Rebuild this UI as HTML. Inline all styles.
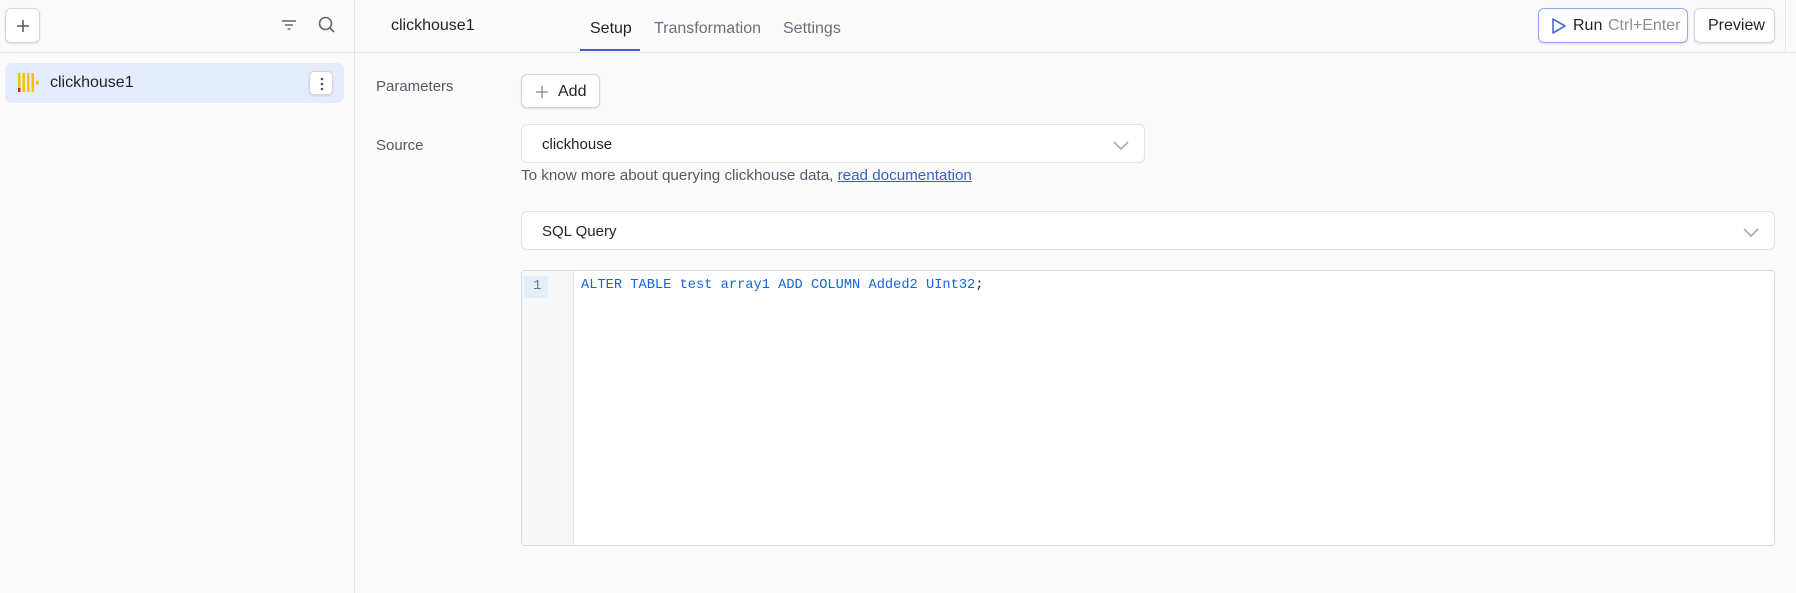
<!DOCTYPE html>
<html><head><style>
*{box-sizing:border-box;margin:0;padding:0}
body{width:1796px;height:593px;background:#fbfbfc;font-family:"Liberation Sans",sans-serif;color:#1f2329;position:relative;overflow:hidden;font-size:15px}
.a{position:absolute}
.btn{position:absolute;background:#fff;border:1px solid #d4d6db;border-radius:6px;box-shadow:0 1px 2px rgba(0,0,0,.12)}
.lbl{color:#545a63;font-size:15px}
</style></head><body>
<div class="a" style="left:354px;top:0;width:1px;height:593px;background:#e4e6ea"></div>
<div class="a" style="left:0;top:52px;width:1796px;height:1px;background:#e4e6ea"></div>
<div class="a" style="left:1785px;top:0;width:1px;height:52px;background:#e4e6ea"></div>

<div class="btn" style="left:5px;top:8px;width:35px;height:35px"><svg class="a" style="left:9px;top:9px" width="16" height="16"><path d="M8 2v12M2 8h12" stroke="#555" stroke-width="1.5"/></svg></div>
<svg class="a" style="left:280px;top:17px" width="18" height="16"><path d="M2 4h14M5 8h8M7.5 12h3" stroke="#666" stroke-width="1.5"/></svg>
<svg class="a" style="left:317px;top:15px" width="20" height="20"><circle cx="8.5" cy="8.5" r="6" fill="none" stroke="#666" stroke-width="1.6"/><path d="M13 13l4 4" stroke="#666" stroke-width="1.6"/></svg>

<div class="a" style="left:5px;top:63px;width:339px;height:40px;background:#e5ecfb;border-radius:7px"></div>
<svg class="a" style="left:18px;top:73px" width="22" height="20"><g fill="#f5c400"><rect x="0" y="0" width="2.5" height="19"/><rect x="4.5" y="0" width="2.5" height="19"/><rect x="9" y="0" width="2.5" height="19"/><rect x="13.5" y="0" width="2.5" height="19"/><rect x="18" y="7.5" width="2.5" height="4"/></g><rect x="0" y="15" width="2.5" height="4" fill="#e02020"/></svg>
<div class="a" style="left:50px;top:74px;font-size:16px">clickhouse1</div>
<div class="btn" style="left:309px;top:71px;width:24px;height:24px;border-radius:5px"><svg class="a" style="left:10px;top:4px" width="4" height="16"><circle cx="2" cy="3" r="1.3" fill="#555"/><circle cx="2" cy="8" r="1.3" fill="#555"/><circle cx="2" cy="13" r="1.3" fill="#555"/></svg></div>

<div class="a" style="left:391px;top:17px;font-size:16px">clickhouse1</div>
<div class="a" style="left:590px;top:20px;font-size:16px;color:#1f2329">Setup</div>
<div class="a" style="left:580px;top:49px;width:60px;height:2px;background:#3a5ccc"></div>
<div class="a" style="left:654px;top:20px;font-size:16px;color:#6a7079">Transformation</div>
<div class="a" style="left:783px;top:20px;font-size:16px;color:#6a7079">Settings</div>

<div class="btn" style="left:1538px;top:8px;width:150px;height:35px;border-color:#8fa9f0"><svg class="a" style="left:12px;top:8px" width="16" height="18"><path d="M2 2l12 7-12 7z" fill="none" stroke="#4a6be0" stroke-width="1.6" stroke-linejoin="round"/></svg><span class="a" style="left:34px;top:8px;font-size:16px">Run</span><span class="a" style="left:69px;top:8px;font-size:16px;color:#8a8f97">Ctrl+Enter</span></div>
<div class="btn" style="left:1694px;top:8px;width:81px;height:35px"><span class="a" style="left:13px;top:8px;font-size:16px">Preview</span></div>

<div class="a lbl" style="left:376px;top:78px">Parameters</div>
<div class="btn" style="left:521px;top:74px;width:79px;height:34px"><svg class="a" style="left:13px;top:10px" width="14" height="14"><path d="M7 1v12M1 7h12" stroke="#888" stroke-width="1.3"/></svg><span class="a" style="left:36px;top:8px;font-size:16px">Add</span></div>

<div class="a lbl" style="left:376px;top:137px">Source</div>
<div class="a" style="left:521px;top:124px;width:624px;height:39px;background:#fff;border:1px solid #e2e4e8;border-radius:6px"><span class="a" style="left:20px;top:11px;font-size:15px">clickhouse</span><svg class="a" style="left:590px;top:14px" width="18" height="12"><path d="M2 3l7 7 7-7" fill="none" stroke="#aaa" stroke-width="1.6"/></svg></div>
<div class="a" style="left:521px;top:167px;font-size:15.2px;color:#545a63">To know more about querying clickhouse data, <span style="color:#3a5ccc;text-decoration:underline">read documentation</span></div>

<div class="a" style="left:521px;top:211px;width:1254px;height:39px;background:#fff;border:1px solid #e2e4e8;border-radius:6px"><span class="a" style="left:20px;top:11px;font-size:15px">SQL Query</span><svg class="a" style="left:1220px;top:14px" width="18" height="12"><path d="M2 3l7 7 7-7" fill="none" stroke="#aaa" stroke-width="1.6"/></svg></div>

<div class="a" style="left:521px;top:270px;width:1254px;height:276px;background:#fff;border:1px solid #d8dade;border-radius:3px;overflow:hidden">
<div class="a" style="left:0;top:0;width:52px;height:276px;background:#f7f7f8;border-right:1px solid #e2e4e8"></div>
<div class="a" style="left:2px;top:5px;width:24px;height:22px;background:#e3eefc"></div>
<div class="a" style="left:11px;top:7px;font-family:'Liberation Mono',monospace;font-size:14px;color:#777">1</div>
<div class="a" style="left:59px;top:7px;font-family:'Liberation Mono',monospace;font-size:13.7px;color:#1565d8;white-space:pre">ALTER TABLE test array1 ADD COLUMN Added2 UInt32<span style="color:#222">;</span></div>
</div>
</body></html>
::::::::::
### GOAL:
Print out the lines exactly, skipping any picture.

### WRITTEN RESPONSE:
Rebuild this UI as HTML. Inline all styles.
<!DOCTYPE html>
<html><head><style>
*{box-sizing:border-box;margin:0;padding:0}
body{width:1796px;height:593px;background:#fbfbfc;font-family:"Liberation Sans",sans-serif;color:#1f2329;position:relative;overflow:hidden;font-size:15px}
.a{position:absolute}
.btn{position:absolute;background:#fff;border:1px solid #d4d6db;border-radius:6px;box-shadow:0 1px 2px rgba(0,0,0,.12)}
.lbl{color:#545a63;font-size:15px}
</style></head><body>
<div class="a" style="left:354px;top:0;width:1px;height:593px;background:#e4e6ea"></div>
<div class="a" style="left:0;top:52px;width:1796px;height:1px;background:#e4e6ea"></div>
<div class="a" style="left:1785px;top:0;width:1px;height:52px;background:#e4e6ea"></div>

<div class="btn" style="left:5px;top:8px;width:35px;height:35px"><svg class="a" style="left:9px;top:9px" width="16" height="16"><path d="M8 2v12M2 8h12" stroke="#555" stroke-width="1.5"/></svg></div>
<svg class="a" style="left:280px;top:17px" width="18" height="16"><path d="M2 4h14M5 8h8M7.5 12h3" stroke="#666" stroke-width="1.5"/></svg>
<svg class="a" style="left:317px;top:15px" width="20" height="20"><circle cx="8.5" cy="8.5" r="6" fill="none" stroke="#666" stroke-width="1.6"/><path d="M13 13l4 4" stroke="#666" stroke-width="1.6"/></svg>

<div class="a" style="left:5px;top:63px;width:339px;height:40px;background:#e5ecfb;border-radius:7px"></div>
<svg class="a" style="left:18px;top:73px" width="22" height="20"><g fill="#f5c400"><rect x="0" y="0" width="2.5" height="19"/><rect x="4.5" y="0" width="2.5" height="19"/><rect x="9" y="0" width="2.5" height="19"/><rect x="13.5" y="0" width="2.5" height="19"/><rect x="18" y="7.5" width="2.5" height="4"/></g><rect x="0" y="15" width="2.5" height="4" fill="#e02020"/></svg>
<div class="a" style="left:50px;top:74px;font-size:16px">clickhouse1</div>
<div class="btn" style="left:309px;top:71px;width:24px;height:24px;border-radius:5px"><svg class="a" style="left:10px;top:4px" width="4" height="16"><circle cx="2" cy="3" r="1.3" fill="#555"/><circle cx="2" cy="8" r="1.3" fill="#555"/><circle cx="2" cy="13" r="1.3" fill="#555"/></svg></div>

<div class="a" style="left:391px;top:17px;font-size:16px">clickhouse1</div>
<div class="a" style="left:590px;top:20px;font-size:16px;color:#1f2329">Setup</div>
<div class="a" style="left:580px;top:49px;width:60px;height:2px;background:#3a5ccc"></div>
<div class="a" style="left:654px;top:20px;font-size:16px;color:#6a7079">Transformation</div>
<div class="a" style="left:783px;top:20px;font-size:16px;color:#6a7079">Settings</div>

<div class="btn" style="left:1538px;top:8px;width:150px;height:35px;border-color:#8fa9f0"><svg class="a" style="left:12px;top:8px" width="16" height="18"><path d="M2 2l12 7-12 7z" fill="none" stroke="#4a6be0" stroke-width="1.6" stroke-linejoin="round"/></svg><span class="a" style="left:34px;top:8px;font-size:16px">Run</span><span class="a" style="left:69px;top:8px;font-size:16px;color:#8a8f97">Ctrl+Enter</span></div>
<div class="btn" style="left:1694px;top:8px;width:81px;height:35px"><span class="a" style="left:13px;top:8px;font-size:16px">Preview</span></div>

<div class="a lbl" style="left:376px;top:78px">Parameters</div>
<div class="btn" style="left:521px;top:74px;width:79px;height:34px"><svg class="a" style="left:13px;top:10px" width="14" height="14"><path d="M7 1v12M1 7h12" stroke="#888" stroke-width="1.3"/></svg><span class="a" style="left:36px;top:8px;font-size:16px">Add</span></div>

<div class="a lbl" style="left:376px;top:137px">Source</div>
<div class="a" style="left:521px;top:124px;width:624px;height:39px;background:#fff;border:1px solid #e2e4e8;border-radius:6px"><span class="a" style="left:20px;top:11px;font-size:15px">clickhouse</span><svg class="a" style="left:590px;top:14px" width="18" height="12"><path d="M2 3l7 7 7-7" fill="none" stroke="#aaa" stroke-width="1.6"/></svg></div>
<div class="a" style="left:521px;top:167px;font-size:15.2px;color:#545a63">To know more about querying clickhouse data, <span style="color:#3a5ccc;text-decoration:underline">read documentation</span></div>

<div class="a" style="left:521px;top:211px;width:1254px;height:39px;background:#fff;border:1px solid #e2e4e8;border-radius:6px"><span class="a" style="left:20px;top:11px;font-size:15px">SQL Query</span><svg class="a" style="left:1220px;top:14px" width="18" height="12"><path d="M2 3l7 7 7-7" fill="none" stroke="#aaa" stroke-width="1.6"/></svg></div>

<div class="a" style="left:521px;top:270px;width:1254px;height:276px;background:#fff;border:1px solid #d8dade;border-radius:3px;overflow:hidden">
<div class="a" style="left:0;top:0;width:52px;height:276px;background:#f7f7f8;border-right:1px solid #e2e4e8"></div>
<div class="a" style="left:2px;top:5px;width:24px;height:22px;background:#e3eefc"></div>
<div class="a" style="left:11px;top:7px;font-family:'Liberation Mono',monospace;font-size:14px;color:#777">1</div>
<div class="a" style="left:59px;top:7px;font-family:'Liberation Mono',monospace;font-size:13.7px;color:#1565d8;white-space:pre">ALTER TABLE test array1 ADD COLUMN Added2 UInt32<span style="color:#222">;</span></div>
</div>
</body></html>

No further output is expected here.